Unconditional Self-Acceptance: The Core of Elevating Your Sense of Well-being
You can’t walk down a bookstore self-help aisle without seeing the words self-esteem plastered across flashy covers. It’s become a catch-all phrase that lands somewhere between “confidence” and “self-respect”, and we all hear adages and quips about what we should base it on and where it should come from. The way many use the term — “Increase your self-esteem!” or “He has low self-esteem” — makes us wonder, how do I increase this, or why is it so low? And based on who’s metric? Where’s the esteem-o-meter we can use to look at ours?
But what if there was something flawed about the way many look at self-esteem? What if these assumptions come from a warped understanding of what being confident and comfortable with yourself can look like? I think that is, many times, the case.
The truth is, I don’t believe its healthy to “increase self-esteem” through many of the ways people recommend. It’s not a high score, and it doesn’t work like a thermometer does. Self-esteem shouldn’t go up when you buy a new skirt or car, or when you do well on a test, or when you catch a glimpse of yourself in the mirror and like what you see. Self-esteem shouldn’t go down when you slip up or perform poorly. Confused? Let me make my case.
The Dangers of Self-Esteem
At first glance, it may seem harmless for a compliment, new purchase, or accomplishment to serve as a self-esteem booster. But deeper, a problem persists. Look at what that line of thinking implies. If I accomplish something, I deserve to be confident in myself. If I am complimented, I can feel positively about myself. If I buy something new, that has societal value, I am valuable. And, what about the flipside? Do you not deserve to feel confident, positive or see value in yourself if you don’t do those things? Are you less valuable or have less worth if you don’t do those things, or do them less often?
It’s these hanging questions, these implications, that make the idea not just flawed, but dangerous. Instead of a concept of self-esteem that slides and derives its strength from accomplishments or other external factors, I stand behind the usefulness of a concept popularized by Albert Ellis and his contemporaries.
Let’s explore the validity of determining our, or anyone else’s “worth”. That’s essentially what we’re doing when we’re using external factors to affect our self-esteem.

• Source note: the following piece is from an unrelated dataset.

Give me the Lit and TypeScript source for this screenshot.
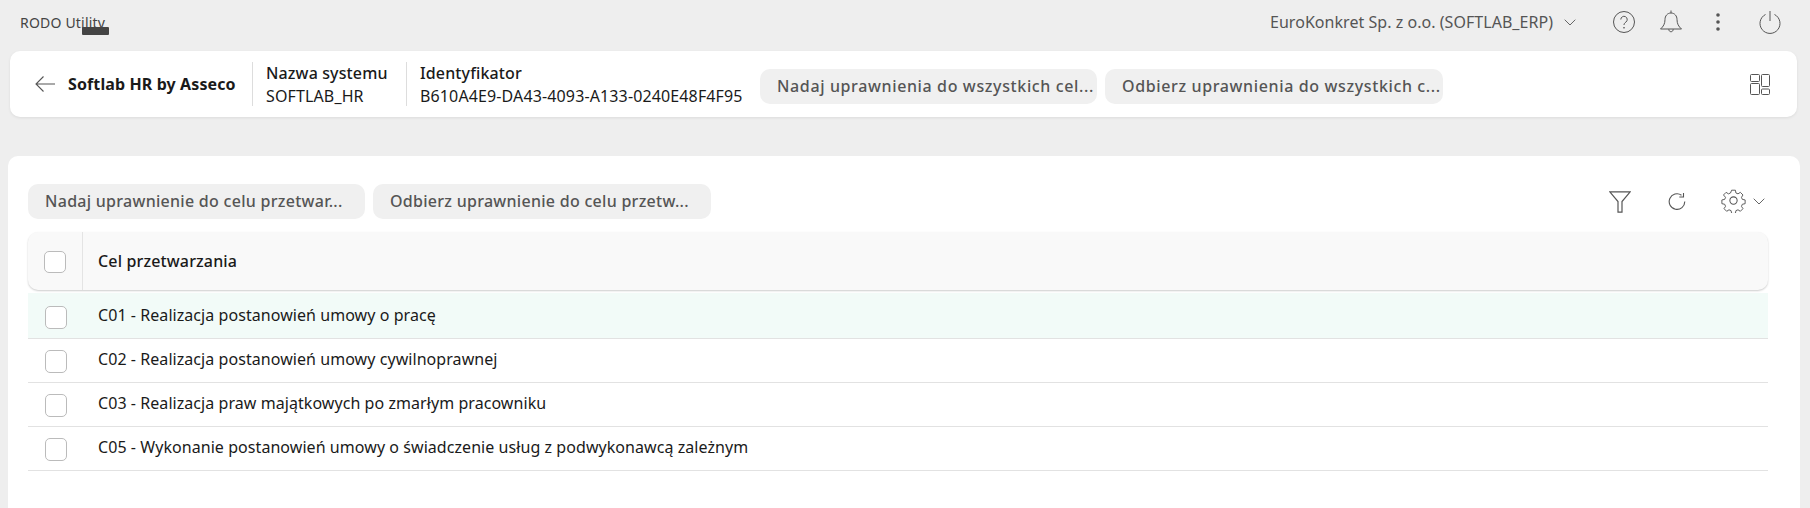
import { LitElement, html, css, svg } from "lit";
import { customElement } from "lit/decorators.js";

const rows = [
  "C01 - Realizacja postanowień umowy o pracę",
  "C02 - Realizacja postanowień umowy cywilnoprawnej",
  "C03 - Realizacja praw majątkowych po zmarłym pracowniku",
  "C05 - Wykonanie postanowień umowy o świadczenie usług z podwykonawcą zależnym",
];

const chevron = svg`<svg class="chev" width="12" height="7" viewBox="0 0 12 7" fill="none" stroke="#666" stroke-width="1"><path d="M.7.7 6 6l5.3-5.300"/></svg>`;

@customElement("app-root")
export class AppRoot extends LitElement {
  static styles = css`
    :host { display: block; width: 1810px; height: 508px; overflow: hidden; background: #eeeeee; font-family: "Noto Sans", sans-serif; color: #1a1a1a; font-size: 16px; }
    * { box-sizing: border-box; }
    svg { display: block; flex: none; }
    .top { height: 51px; display: flex; align-items: center; padding: 0 29px 7px 20px; }
    .brand { position: relative; font-size: 14px; letter-spacing: .2px; color: #444; flex: none; }
    .brand i { position: absolute; left: 62px; top: 14px; width: 27px; height: 8px; background: #444; border-radius: 1px; }
    .spacer { flex: 1; }
    .company { font-size: 16px; letter-spacing: .04px; color: #555; margin-right: 11px; }
    .top .chev { margin-right: 37px; }
    .icons { display: flex; align-items: center; }
    .head { margin: 0 13px 0 10px; height: 66px; background: #fff; border-radius: 10px; box-shadow: 0 1px 3px rgba(0,0,0,.08); display: flex; align-items: center; padding: 0 27px 0 25px; }
    .back { margin-right: 13px; }
    .title { font-weight: 700; font-size: 16px; letter-spacing: .11px; width: 184px; flex: none; white-space: nowrap; }
    .field { border-left: 1px solid #ddd; height: 44px; padding-left: 13px; flex: none; line-height: 23px; white-space: nowrap; font-size: 16px; letter-spacing: .13px; }
    .field b { font-weight: 500; display: block; }
    .f1 { width: 154px; }
    .f2 { width: 354px; }
    .btn { height: 35px; border-radius: 10px; background: #f0f0f0; color: #555; font-weight: 500; font-size: 16px; letter-spacing: .63px; line-height: 34px; padding: 0 17px; white-space: nowrap; overflow: hidden; flex: none; }
    .head .btn { margin-top: 5px; }
    .b1 { width: 337px; margin-right: 8px; }
    .b2 { width: 338px; }
    .main { margin: 39px 10px 0 8px; height: 360px; background: #fff; border-radius: 10px 10px 0 0; padding: 28px 32px 0 20px; }
    .tools { display: flex; align-items: center; height: 35px; margin-bottom: 13px; padding-right: 3px; }
    .tools .btn { letter-spacing: .28px; }
    .tools .b3 { width: 337px; margin-right: 8px; }
    .tools .b4 { width: 338px; }
    .refresh { margin-left: 37px; }
    .gear { margin-left: 35px; margin-bottom: 3px; }
    .gchev { margin-left: 7px; }
    .thead { height: 58px; background: #f9f9f9; border-radius: 10px; box-shadow: 0 1px 2px rgba(0,0,0,.2); display: flex; align-items: center; font-weight: 500; font-size: 16px; letter-spacing: .15px; margin-bottom: 3px; }
    .thead .cbw { height: 58px; border-right: 1px solid #e4e4e4; padding-left: 16px; }
    .thead .cb { width: 22px; height: 22px; }
    .cbw { width: 55px; flex: none; display: flex; align-items: center; padding: 2px 0 0 17px; }
    .cb { width: 22px; height: 23px; border: 1px solid #bbb; border-radius: 5px; background: #fff; }
    .label { padding-left: 15px; }
    .row { height: 44px; display: flex; align-items: center; border-bottom: 1px solid #e2e2e2; font-size: 16px; letter-spacing: .06px; }
    .row .label { margin-top: -4px; }
    .row.first { height: 46px; background: #f2fbf8; }
    .row.first .cbw { padding-top: 4px; }
    .row.first .label { margin-top: -2px; }
  `;

  render() {
    return html`
      <div class="top">
        <div class="brand">RODO Utility<i></i></div>
        <div class="spacer"></div>
        <div class="company">EuroKonkret Sp. z o.o. (SOFTLAB_ERP)</div>
        ${chevron}
        <div class="icons">
          <svg width="22" height="22" viewBox="0 0 22 22" fill="none" stroke="#555" stroke-width="1"><circle cx="11" cy="11" r="10.500"/><path d="M7.800 8.500a3.200 3.200 0 1 1 5.200 2.500c-1.200 1-2 1.500-2 3"/><circle cx="11" cy="16.800" r=".4" fill="#555"/></svg>
          <svg style="margin-left:25px" width="22" height="24" viewBox="0 0 22 24" fill="none" stroke="#555" stroke-width="1"><path d="M11 .5V3M11 3C7.300 3 5 6 5 9.500c0 4-1.500 7-4.500 9.500h21c-3-2.500-4.500-5.500-4.500-9.500C17 6 14.700 3 11 3Z"/><path d="M8.800 19.200c0 3.400 4.400 3.400 4.400 0"/></svg>
          <svg style="margin-left:33px" width="6" height="22" viewBox="0 0 6 22" fill="#555"><circle cx="3" cy="4" r="1.800"/><circle cx="3" cy="11" r="1.800"/><circle cx="3" cy="18" r="1.800"/></svg>
          <svg style="margin-left:38px" width="22" height="24" viewBox="0 0 22 24" fill="none" stroke="#555" stroke-width="1"><path d="M6.500 4.500a10 10 0 1 0 9 0M11 1v10"/></svg>
        </div>
      </div>
      <div class="head">
        <svg class="back" width="20" height="16" viewBox="0 0 20 16" fill="none" stroke="#555" stroke-width="1.100"><path d="M20 8H1M8.500.5 1 8l7.500 7.500"/></svg>
        <div class="title">Softlab HR by Asseco</div>
        <div class="field f1"><b>Nazwa systemu</b>SOFTLAB_HR</div>
        <div class="field f2"><b>Identyfikator</b>B610A4E9-DA43-4093-A133-0240E48F4F95</div>
        <div class="btn b1">Nadaj uprawnienia do wszystkich cel...</div>
        <div class="btn b2">Odbierz uprawnienia do wszystkich c...</div>
        <div class="spacer"></div>
        <svg width="20" height="21" viewBox="0 0 20 21" fill="none" stroke="#555" stroke-width="1"><rect x=".5" y=".5" width="9" height="7" rx="1"/><rect x="11.500" y=".5" width="8" height="12" rx="1"/><rect x=".5" y="9.500" width="9" height="11" rx="1"/><rect x="11.500" y="15" width="8" height="5.500" rx="1"/></svg>
      </div>
      <div class="main">
        <div class="tools">
          <div class="btn b3">Nadaj uprawnienie do celu przetwar...</div>
          <div class="btn b4">Odbierz uprawnienie do celu przetw...</div>
          <div class="spacer"></div>
          <svg width="22" height="22" viewBox="0 0 22 22" fill="none" stroke="#555" stroke-width="1.200"><path d="M.8.800h20.400L13 10.500V21.200H9V10.500Z"/></svg>
          <svg class="refresh" width="18" height="18" viewBox="0 0 18 18" fill="none" stroke="#555" stroke-width="1.100"><path d="M16.800 8.500A7.800 7.800 0 1 1 13.500 2.200M15.500 0v4h-4.200"/></svg>
          <svg class="gear" width="25" height="25" viewBox="0 0 24 24" fill="none" stroke="#555" stroke-width="1"><circle cx="12" cy="12" r="3.500"/><path d="M10 1h4l.6 3 2.200.9 2.500-1.600 2.800 2.800-1.600 2.500.9 2.200 3 .6v4l-3 .6-.9 2.200 1.600 2.500-2.800 2.800-2.500-1.600-2.200.9-.6 3h-4l-.6-3-2.200-.9-2.500 1.600-2.800-2.800 1.600-2.500-.9-2.200-3-.6v-4l3-.6.900-2.200L1.300 6.100l2.800-2.800 2.500 1.600 2.200-.9Z" transform="translate(1.200 1.200) scale(.9)"/></svg>
          <svg class="gchev" width="12" height="7" viewBox="0 0 12 7" fill="none" stroke="#666" stroke-width="1"><path d="M.7.7 6 6l5.300-5.300"/></svg>
        </div>
        <div class="thead"><div class="cbw"><div class="cb"></div></div><div class="label">Cel przetwarzania</div></div>
        ${rows.map((r, i) => html`<div class="row ${i === 0 ? "first" : ""}"><div class="cbw"><div class="cb"></div></div><div class="label">${r}</div></div>`)}
      </div>
    `;
  }
}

We’re evaluating how we feel about ourselves, and what we’re “worth” and how much “value” we have, when we feel assured in ourselves only after an accomplishment and crummy after failures. However, without removing the happiness of a win or the disappointment of a loss, we can understand that our external happenings don’t really determine our worth — because it truly is impossible to wholly put a value on someone. This kind of thinking is also painful, because as humans, we all make mistakes, and when we inevitably do so, it will make us feel like we’re worth less.
Instead, we can accept, unconditionally, that we have value just by merit of being human. And this value doesn’t change based on our perceived wins and losses. It would just be flawed if that were the case, and on top of that, it would make us feel crummy for no good reason because it is inevitable to make mistakes. Giving ourselves permission to self-accept, all of the time, unconditionally helps us relieve the pain of living captive to an overbearing mindset of avoiding mistakes at all costs. Accepting ourselves fully doesn’t mean delusion or hellbent stoicism; we can feel proud after our victories and disappointed after losses, but the concept of our “worth” or “value” being measured is thrown out the window to our benefit.
So, if you’re currently struggling with what others may call low self-esteem, explore why you feel that way? Are you attaching the way you see yourself to some yardstick that doesn’t need to be there? Do you think you’re valuable? In my eyes, you are, by merit of being human!